I’m proud I had the courage to say it.

He turns back to me and the expression in his eyes is softer.

“My leg was jiggling like this.” I demonstrate and he grins. “You should have seen me driving here. I was laughing like I’d broken out of prison. I was completely deranged.”

“Do you think you’ve finally cracked your sanity?”

“For sure. The weird need to stare at your pretty face completely overwhelmed me. I had the energy of twenty atom bombs.”

“Why do you think I go to the gym so much?”

A big bubble of happiness fills me. I struggle upright and lean against him, my head falling easily into the perfect cradle of his neck. It’s true; he fits me everywhere.

“You never have to explain your choices. Not to me, not to anyone.”

He nods slowly, and I cover him in the blanket too.

I could never have imagined one day I’d be sitting on a couch, my mouth tasting like vanilla, with my head on Joshua Templeman’s shoulder. It’s going to end in disaster. I close my eyes and breathe.

“I want to know why you were so sad today, Shortcake.” It’s uncanny how he senses shifts in my mood.

“I just was. I was thinking about everything at stake for me.”

“Tell me.”

“I can’t. You’re my nemesis.”

“You’re awfully snuggly with your nemesis.” It’s true. I’m snuggling.

“I don’t want to talk about me. We never talk about you. I probably don’t know anything about you.”

He laces his fingers into mine and rests our hands on his stomach. I move my fingertips in tiny circles and he sighs indulgently.

“Sure you do. Go on, list everything.”

“I know surface things. The color of your shirts. Your lovely blue eyes. You live on mints and make me look like a pig in comparison. You scare three-quarters of B and G employees absolutely senseless, but only because the other quarter haven’t met you yet.”

He smirks. “Such a bunch of delicate sissies.”

I keep ticking things off.

“You’ve got a pencil you use for secret purposes I think relate to me. You dry clean on alternate Fridays. The projector in the boardroom strains your eyes and gives you headaches. You’re good at using silence to scare the shit out of people. It’s your go-to strategy in meetings. You sit there and stare with your laser-eyes until your opponent crumbles.”

He remains silent.

“Oh, and you’re secretly a decent human being.”

“You definitely know more about me than anyone else.” I can feel a tension in him. When I look at his face, he looks shaken. My stalking has scared the ever-loving shit out of him. Unfortunately, the next thing I say sounds deranged.

“I want to know what’s going on in your brain. I want to juice your head like a lemon.”

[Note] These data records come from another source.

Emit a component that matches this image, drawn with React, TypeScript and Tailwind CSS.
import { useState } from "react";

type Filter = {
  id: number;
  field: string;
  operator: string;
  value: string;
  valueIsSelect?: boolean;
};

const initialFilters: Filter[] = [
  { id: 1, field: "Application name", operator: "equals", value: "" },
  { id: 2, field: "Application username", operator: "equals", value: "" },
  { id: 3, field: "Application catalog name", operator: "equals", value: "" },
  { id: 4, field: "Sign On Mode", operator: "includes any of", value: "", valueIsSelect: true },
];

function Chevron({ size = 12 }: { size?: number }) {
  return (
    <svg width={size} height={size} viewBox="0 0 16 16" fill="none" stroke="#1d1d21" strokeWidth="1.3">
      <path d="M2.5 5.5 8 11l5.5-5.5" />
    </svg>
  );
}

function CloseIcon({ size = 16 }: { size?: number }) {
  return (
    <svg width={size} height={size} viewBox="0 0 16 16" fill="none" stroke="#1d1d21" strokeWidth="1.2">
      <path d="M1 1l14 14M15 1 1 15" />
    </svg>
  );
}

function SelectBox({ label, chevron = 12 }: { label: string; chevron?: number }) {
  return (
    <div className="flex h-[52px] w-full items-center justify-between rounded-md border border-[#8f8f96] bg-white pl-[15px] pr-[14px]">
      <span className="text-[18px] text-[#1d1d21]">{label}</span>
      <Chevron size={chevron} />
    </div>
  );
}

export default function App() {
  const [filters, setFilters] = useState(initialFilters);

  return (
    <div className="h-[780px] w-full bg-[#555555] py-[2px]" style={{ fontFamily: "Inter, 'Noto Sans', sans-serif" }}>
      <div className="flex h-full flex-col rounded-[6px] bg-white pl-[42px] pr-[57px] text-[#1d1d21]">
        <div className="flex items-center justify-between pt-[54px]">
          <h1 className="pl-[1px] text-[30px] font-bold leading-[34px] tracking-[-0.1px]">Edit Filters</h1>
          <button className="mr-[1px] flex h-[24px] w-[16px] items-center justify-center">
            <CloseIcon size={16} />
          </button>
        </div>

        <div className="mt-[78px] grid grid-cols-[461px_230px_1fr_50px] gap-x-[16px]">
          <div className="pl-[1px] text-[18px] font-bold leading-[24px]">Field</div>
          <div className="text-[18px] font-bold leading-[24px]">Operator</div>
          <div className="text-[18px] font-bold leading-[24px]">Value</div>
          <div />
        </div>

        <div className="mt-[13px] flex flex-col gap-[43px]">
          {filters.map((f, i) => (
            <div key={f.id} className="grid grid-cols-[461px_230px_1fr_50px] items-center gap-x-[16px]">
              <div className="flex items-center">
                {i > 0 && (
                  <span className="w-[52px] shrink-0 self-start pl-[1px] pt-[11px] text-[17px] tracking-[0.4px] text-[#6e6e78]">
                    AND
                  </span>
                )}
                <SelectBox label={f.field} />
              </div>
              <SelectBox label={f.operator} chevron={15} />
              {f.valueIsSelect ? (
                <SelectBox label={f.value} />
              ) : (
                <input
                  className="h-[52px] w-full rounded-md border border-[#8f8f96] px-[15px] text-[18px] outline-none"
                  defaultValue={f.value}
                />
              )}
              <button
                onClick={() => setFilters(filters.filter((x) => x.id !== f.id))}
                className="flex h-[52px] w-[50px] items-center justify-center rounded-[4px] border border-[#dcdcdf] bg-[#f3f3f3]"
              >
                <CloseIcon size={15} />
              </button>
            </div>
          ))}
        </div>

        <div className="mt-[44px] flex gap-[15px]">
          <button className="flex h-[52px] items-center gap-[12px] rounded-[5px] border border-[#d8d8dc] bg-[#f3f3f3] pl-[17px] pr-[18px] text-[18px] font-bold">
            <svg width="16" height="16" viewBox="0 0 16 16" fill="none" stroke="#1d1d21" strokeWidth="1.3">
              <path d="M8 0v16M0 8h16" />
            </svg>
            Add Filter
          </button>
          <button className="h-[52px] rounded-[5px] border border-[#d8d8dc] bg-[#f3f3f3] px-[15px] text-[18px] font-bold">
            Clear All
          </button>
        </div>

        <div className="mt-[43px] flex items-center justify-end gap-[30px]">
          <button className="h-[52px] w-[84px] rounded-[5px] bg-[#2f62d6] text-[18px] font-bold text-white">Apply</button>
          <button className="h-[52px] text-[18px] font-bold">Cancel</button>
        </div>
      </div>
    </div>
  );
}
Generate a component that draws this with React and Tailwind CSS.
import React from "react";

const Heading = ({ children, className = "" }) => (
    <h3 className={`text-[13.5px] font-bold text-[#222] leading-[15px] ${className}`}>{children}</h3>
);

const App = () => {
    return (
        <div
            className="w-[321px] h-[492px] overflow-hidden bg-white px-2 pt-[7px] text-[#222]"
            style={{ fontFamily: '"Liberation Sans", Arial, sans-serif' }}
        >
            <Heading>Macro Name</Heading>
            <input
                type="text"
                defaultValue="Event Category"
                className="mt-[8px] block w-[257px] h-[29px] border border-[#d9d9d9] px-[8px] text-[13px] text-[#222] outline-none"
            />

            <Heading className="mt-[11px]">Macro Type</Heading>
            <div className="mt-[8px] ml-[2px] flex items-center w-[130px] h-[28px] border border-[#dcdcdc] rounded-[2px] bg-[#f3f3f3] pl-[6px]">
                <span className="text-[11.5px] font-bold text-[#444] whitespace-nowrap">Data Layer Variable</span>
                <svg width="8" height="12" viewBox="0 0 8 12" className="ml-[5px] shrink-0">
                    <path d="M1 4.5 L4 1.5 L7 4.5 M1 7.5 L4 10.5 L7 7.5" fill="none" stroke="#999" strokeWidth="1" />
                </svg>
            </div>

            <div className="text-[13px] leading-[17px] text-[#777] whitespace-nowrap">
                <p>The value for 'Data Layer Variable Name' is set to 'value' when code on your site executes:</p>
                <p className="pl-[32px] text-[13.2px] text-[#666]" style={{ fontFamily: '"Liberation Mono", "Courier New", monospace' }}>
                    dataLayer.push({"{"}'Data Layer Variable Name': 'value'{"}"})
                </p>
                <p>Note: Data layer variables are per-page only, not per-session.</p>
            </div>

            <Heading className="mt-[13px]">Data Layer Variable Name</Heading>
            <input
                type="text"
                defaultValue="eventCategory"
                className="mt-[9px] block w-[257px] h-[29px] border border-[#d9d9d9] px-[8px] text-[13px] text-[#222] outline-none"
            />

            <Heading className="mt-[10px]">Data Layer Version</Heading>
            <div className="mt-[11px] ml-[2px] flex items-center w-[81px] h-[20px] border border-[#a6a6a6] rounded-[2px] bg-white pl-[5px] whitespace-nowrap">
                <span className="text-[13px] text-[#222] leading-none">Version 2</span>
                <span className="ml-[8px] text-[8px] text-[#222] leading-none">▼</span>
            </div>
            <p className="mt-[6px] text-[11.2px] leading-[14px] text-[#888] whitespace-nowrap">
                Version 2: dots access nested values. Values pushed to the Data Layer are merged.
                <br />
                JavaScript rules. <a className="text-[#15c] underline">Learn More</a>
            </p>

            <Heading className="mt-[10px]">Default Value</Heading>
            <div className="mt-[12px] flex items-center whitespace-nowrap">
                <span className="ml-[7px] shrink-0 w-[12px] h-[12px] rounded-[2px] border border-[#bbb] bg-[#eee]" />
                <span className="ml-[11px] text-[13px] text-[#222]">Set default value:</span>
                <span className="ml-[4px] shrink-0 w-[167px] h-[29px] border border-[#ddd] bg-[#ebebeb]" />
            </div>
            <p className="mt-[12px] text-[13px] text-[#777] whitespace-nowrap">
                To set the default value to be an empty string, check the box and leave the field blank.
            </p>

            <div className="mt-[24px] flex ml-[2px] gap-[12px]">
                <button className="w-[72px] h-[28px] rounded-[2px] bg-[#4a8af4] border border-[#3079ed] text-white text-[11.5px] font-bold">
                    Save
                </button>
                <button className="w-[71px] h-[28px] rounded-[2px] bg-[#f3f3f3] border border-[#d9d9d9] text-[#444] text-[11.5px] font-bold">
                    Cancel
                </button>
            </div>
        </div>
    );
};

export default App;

“Why do you even want to know anything about me? I thought I was going to be your one glorious bout of hate sex to cross off your list before you settle down with some Mr. Nice Guy.”

“I want to know what sort of person I’ll be using and objectifying. What’s your favorite food?”

“Vanilla ice cream. Eaten from your bowl, with your spoon. And strawberries.”

“Dream vacation destination.”

“Sky Diamond Strawberries.”

When I level a frustrated look at him, he relents, and points at the frame on his wall.

“That exact Tuscan villa.”

“I want to climb inside that painting. What would you do there?”

“Swim in a pool with a tile mosaic on the bottom.” He smiles at how much that image delights me.

“Does the pool have a fountain somewhere? Like a little lion spitting water?”